DIRECTIONS FOR THIS TASK:
Transcribe everything in the data word for word. Pictures are left out.

GIVEN DATA:
···

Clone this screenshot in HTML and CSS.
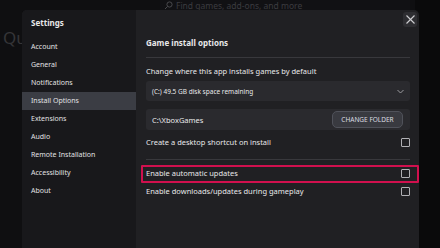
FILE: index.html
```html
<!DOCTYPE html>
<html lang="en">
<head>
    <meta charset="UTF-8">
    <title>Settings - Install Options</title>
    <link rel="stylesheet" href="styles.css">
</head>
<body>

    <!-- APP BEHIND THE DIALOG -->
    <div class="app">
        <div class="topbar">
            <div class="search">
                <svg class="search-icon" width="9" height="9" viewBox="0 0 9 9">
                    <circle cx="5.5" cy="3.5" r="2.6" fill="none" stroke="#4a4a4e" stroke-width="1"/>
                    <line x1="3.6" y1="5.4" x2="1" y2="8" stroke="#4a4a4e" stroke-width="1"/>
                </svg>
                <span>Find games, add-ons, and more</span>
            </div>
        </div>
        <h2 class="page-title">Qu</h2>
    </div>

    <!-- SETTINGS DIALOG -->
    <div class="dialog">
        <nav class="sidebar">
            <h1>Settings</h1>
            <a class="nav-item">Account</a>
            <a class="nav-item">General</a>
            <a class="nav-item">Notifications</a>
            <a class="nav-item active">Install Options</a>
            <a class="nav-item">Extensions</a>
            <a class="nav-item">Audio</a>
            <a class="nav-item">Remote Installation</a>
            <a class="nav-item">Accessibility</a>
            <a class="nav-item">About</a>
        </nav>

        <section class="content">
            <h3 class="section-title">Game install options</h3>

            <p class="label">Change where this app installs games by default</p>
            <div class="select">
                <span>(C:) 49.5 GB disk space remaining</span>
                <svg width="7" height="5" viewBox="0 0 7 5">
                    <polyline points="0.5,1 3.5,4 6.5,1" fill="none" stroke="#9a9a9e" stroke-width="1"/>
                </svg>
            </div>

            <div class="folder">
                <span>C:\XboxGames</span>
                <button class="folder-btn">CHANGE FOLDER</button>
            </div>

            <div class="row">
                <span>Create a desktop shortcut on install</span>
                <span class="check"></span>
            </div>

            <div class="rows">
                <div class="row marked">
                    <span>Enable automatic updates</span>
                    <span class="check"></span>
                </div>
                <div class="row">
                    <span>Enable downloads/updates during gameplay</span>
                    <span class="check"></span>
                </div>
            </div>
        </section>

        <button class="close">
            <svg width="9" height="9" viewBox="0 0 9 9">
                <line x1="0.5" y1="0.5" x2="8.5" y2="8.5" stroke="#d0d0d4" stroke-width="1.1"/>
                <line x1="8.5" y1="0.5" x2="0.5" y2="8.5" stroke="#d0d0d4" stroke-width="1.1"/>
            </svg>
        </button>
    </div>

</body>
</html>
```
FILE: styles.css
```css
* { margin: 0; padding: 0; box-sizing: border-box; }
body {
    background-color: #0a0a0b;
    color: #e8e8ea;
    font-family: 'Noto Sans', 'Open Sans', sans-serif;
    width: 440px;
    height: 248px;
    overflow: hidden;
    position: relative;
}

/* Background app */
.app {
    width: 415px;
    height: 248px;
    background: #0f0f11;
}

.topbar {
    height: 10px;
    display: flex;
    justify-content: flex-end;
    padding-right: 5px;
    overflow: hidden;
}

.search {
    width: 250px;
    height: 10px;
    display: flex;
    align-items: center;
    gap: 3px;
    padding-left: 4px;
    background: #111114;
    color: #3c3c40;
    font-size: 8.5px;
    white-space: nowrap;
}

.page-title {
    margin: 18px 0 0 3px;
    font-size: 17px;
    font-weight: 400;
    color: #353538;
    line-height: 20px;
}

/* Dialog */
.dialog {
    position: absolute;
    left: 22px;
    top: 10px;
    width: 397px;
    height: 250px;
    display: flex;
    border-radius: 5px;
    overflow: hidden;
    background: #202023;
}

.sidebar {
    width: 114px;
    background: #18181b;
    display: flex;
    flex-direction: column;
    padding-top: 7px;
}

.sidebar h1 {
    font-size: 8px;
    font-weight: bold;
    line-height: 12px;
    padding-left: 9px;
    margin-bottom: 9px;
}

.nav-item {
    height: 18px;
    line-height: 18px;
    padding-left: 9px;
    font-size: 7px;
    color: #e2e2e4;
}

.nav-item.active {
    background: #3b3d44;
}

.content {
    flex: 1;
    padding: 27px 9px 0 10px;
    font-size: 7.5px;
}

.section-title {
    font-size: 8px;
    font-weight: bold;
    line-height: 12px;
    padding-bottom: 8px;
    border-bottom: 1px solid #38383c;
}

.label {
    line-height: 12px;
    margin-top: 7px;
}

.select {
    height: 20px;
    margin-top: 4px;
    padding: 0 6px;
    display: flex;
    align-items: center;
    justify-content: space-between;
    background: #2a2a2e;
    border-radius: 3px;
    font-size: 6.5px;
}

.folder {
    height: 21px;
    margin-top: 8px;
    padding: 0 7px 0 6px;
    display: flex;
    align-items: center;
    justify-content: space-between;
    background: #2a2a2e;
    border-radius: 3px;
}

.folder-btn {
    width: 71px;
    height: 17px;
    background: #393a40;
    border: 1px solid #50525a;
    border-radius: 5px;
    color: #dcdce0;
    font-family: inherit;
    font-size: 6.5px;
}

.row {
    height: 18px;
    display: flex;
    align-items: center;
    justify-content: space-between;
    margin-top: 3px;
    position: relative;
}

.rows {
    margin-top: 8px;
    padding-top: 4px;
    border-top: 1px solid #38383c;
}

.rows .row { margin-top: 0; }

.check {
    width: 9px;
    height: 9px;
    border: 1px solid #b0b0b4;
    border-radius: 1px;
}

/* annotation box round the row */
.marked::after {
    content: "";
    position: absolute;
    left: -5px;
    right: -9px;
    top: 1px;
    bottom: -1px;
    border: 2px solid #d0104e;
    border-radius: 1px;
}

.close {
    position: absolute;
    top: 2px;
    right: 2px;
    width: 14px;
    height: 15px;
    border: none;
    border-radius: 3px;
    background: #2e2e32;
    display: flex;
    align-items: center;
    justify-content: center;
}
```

···

RESULT FOR THIS TASK:
Clone this screenshot in HTML and CSS.
FILE: index.html
```html
<!DOCTYPE html>
<html lang="en">
<head>
    <meta charset="UTF-8">
    <title>Settings - Install Options</title>
    <link rel="stylesheet" href="styles.css">
</head>
<body>

    <!-- APP BEHIND THE DIALOG -->
    <div class="app">
        <div class="topbar">
            <div class="search">
                <svg class="search-icon" width="9" height="9" viewBox="0 0 9 9">
                    <circle cx="5.5" cy="3.5" r="2.6" fill="none" stroke="#4a4a4e" stroke-width="1"/>
                    <line x1="3.6" y1="5.4" x2="1" y2="8" stroke="#4a4a4e" stroke-width="1"/>
                </svg>
                <span>Find games, add-ons, and more</span>
            </div>
        </div>
        <h2 class="page-title">Qu</h2>
    </div>

    <!-- SETTINGS DIALOG -->
    <div class="dialog">
        <nav class="sidebar">
            <h1>Settings</h1>
            <a class="nav-item">Account</a>
            <a class="nav-item">General</a>
            <a class="nav-item">Notifications</a>
            <a class="nav-item active">Install Options</a>
            <a class="nav-item">Extensions</a>
            <a class="nav-item">Audio</a>
            <a class="nav-item">Remote Installation</a>
            <a class="nav-item">Accessibility</a>
            <a class="nav-item">About</a>
        </nav>

        <section class="content">
            <h3 class="section-title">Game install options</h3>

            <p class="label">Change where this app installs games by default</p>
            <div class="select">
                <span>(C:) 49.5 GB disk space remaining</span>
                <svg width="7" height="5" viewBox="0 0 7 5">
                    <polyline points="0.5,1 3.5,4 6.5,1" fill="none" stroke="#9a9a9e" stroke-width="1"/>
                </svg>
            </div>

            <div class="folder">
                <span>C:\XboxGames</span>
                <button class="folder-btn">CHANGE FOLDER</button>
            </div>

            <div class="row">
                <span>Create a desktop shortcut on install</span>
                <span class="check"></span>
            </div>

            <div class="rows">
                <div class="row marked">
                    <span>Enable automatic updates</span>
                    <span class="check"></span>
                </div>
                <div class="row">
                    <span>Enable downloads/updates during gameplay</span>
                    <span class="check"></span>
                </div>
            </div>
        </section>

        <button class="close">
            <svg width="9" height="9" viewBox="0 0 9 9">
                <line x1="0.5" y1="0.5" x2="8.5" y2="8.5" stroke="#d0d0d4" stroke-width="1.1"/>
                <line x1="8.5" y1="0.5" x2="0.5" y2="8.5" stroke="#d0d0d4" stroke-width="1.1"/>
            </svg>
        </button>
    </div>

</body>
</html>
```
FILE: styles.css
```css
* { margin: 0; padding: 0; box-sizing: border-box; }
body {
    background-color: #0a0a0b;
    color: #e8e8ea;
    font-family: 'Noto Sans', 'Open Sans', sans-serif;
    width: 440px;
    height: 248px;
    overflow: hidden;
    position: relative;
}

/* Background app */
.app {
    width: 415px;
    height: 248px;
    background: #0f0f11;
}

.topbar {
    height: 10px;
    display: flex;
    justify-content: flex-end;
    padding-right: 5px;
    overflow: hidden;
}

.search {
    width: 250px;
    height: 10px;
    display: flex;
    align-items: center;
    gap: 3px;
    padding-left: 4px;
    background: #111114;
    color: #3c3c40;
    font-size: 8.5px;
    white-space: nowrap;
}

.page-title {
    margin: 18px 0 0 3px;
    font-size: 17px;
    font-weight: 400;
    color: #353538;
    line-height: 20px;
}

/* Dialog */
.dialog {
    position: absolute;
    left: 22px;
    top: 10px;
    width: 397px;
    height: 250px;
    display: flex;
    border-radius: 5px;
    overflow: hidden;
    background: #202023;
}

.sidebar {
    width: 114px;
    background: #18181b;
    display: flex;
    flex-direction: column;
    padding-top: 7px;
}

.sidebar h1 {
    font-size: 8px;
    font-weight: bold;
    line-height: 12px;
    padding-left: 9px;
    margin-bottom: 9px;
}

.nav-item {
    height: 18px;
    line-height: 18px;
    padding-left: 9px;
    font-size: 7px;
    color: #e2e2e4;
}

.nav-item.active {
    background: #3b3d44;
}

.content {
    flex: 1;
    padding: 27px 9px 0 10px;
    font-size: 7.5px;
}

.section-title {
    font-size: 8px;
    font-weight: bold;
    line-height: 12px;
    padding-bottom: 8px;
    border-bottom: 1px solid #38383c;
}

.label {
    line-height: 12px;
    margin-top: 7px;
}

.select {
    height: 20px;
    margin-top: 4px;
    padding: 0 6px;
    display: flex;
    align-items: center;
    justify-content: space-between;
    background: #2a2a2e;
    border-radius: 3px;
    font-size: 6.5px;
}

.folder {
    height: 21px;
    margin-top: 8px;
    padding: 0 7px 0 6px;
    display: flex;
    align-items: center;
    justify-content: space-between;
    background: #2a2a2e;
    border-radius: 3px;
}

.folder-btn {
    width: 71px;
    height: 17px;
    background: #393a40;
    border: 1px solid #50525a;
    border-radius: 5px;
    color: #dcdce0;
    font-family: inherit;
    font-size: 6.5px;
}

.row {
    height: 18px;
    display: flex;
    align-items: center;
    justify-content: space-between;
    margin-top: 3px;
    position: relative;
}

.rows {
    margin-top: 8px;
    padding-top: 4px;
    border-top: 1px solid #38383c;
}

.rows .row { margin-top: 0; }

.check {
    width: 9px;
    height: 9px;
    border: 1px solid #b0b0b4;
    border-radius: 1px;
}

/* annotation box round the row */
.marked::after {
    content: "";
    position: absolute;
    left: -5px;
    right: -9px;
    top: 1px;
    bottom: -1px;
    border: 2px solid #d0104e;
    border-radius: 1px;
}

.close {
    position: absolute;
    top: 2px;
    right: 2px;
    width: 14px;
    height: 15px;
    border: none;
    border-radius: 3px;
    background: #2e2e32;
    display: flex;
    align-items: center;
    justify-content: center;
}
```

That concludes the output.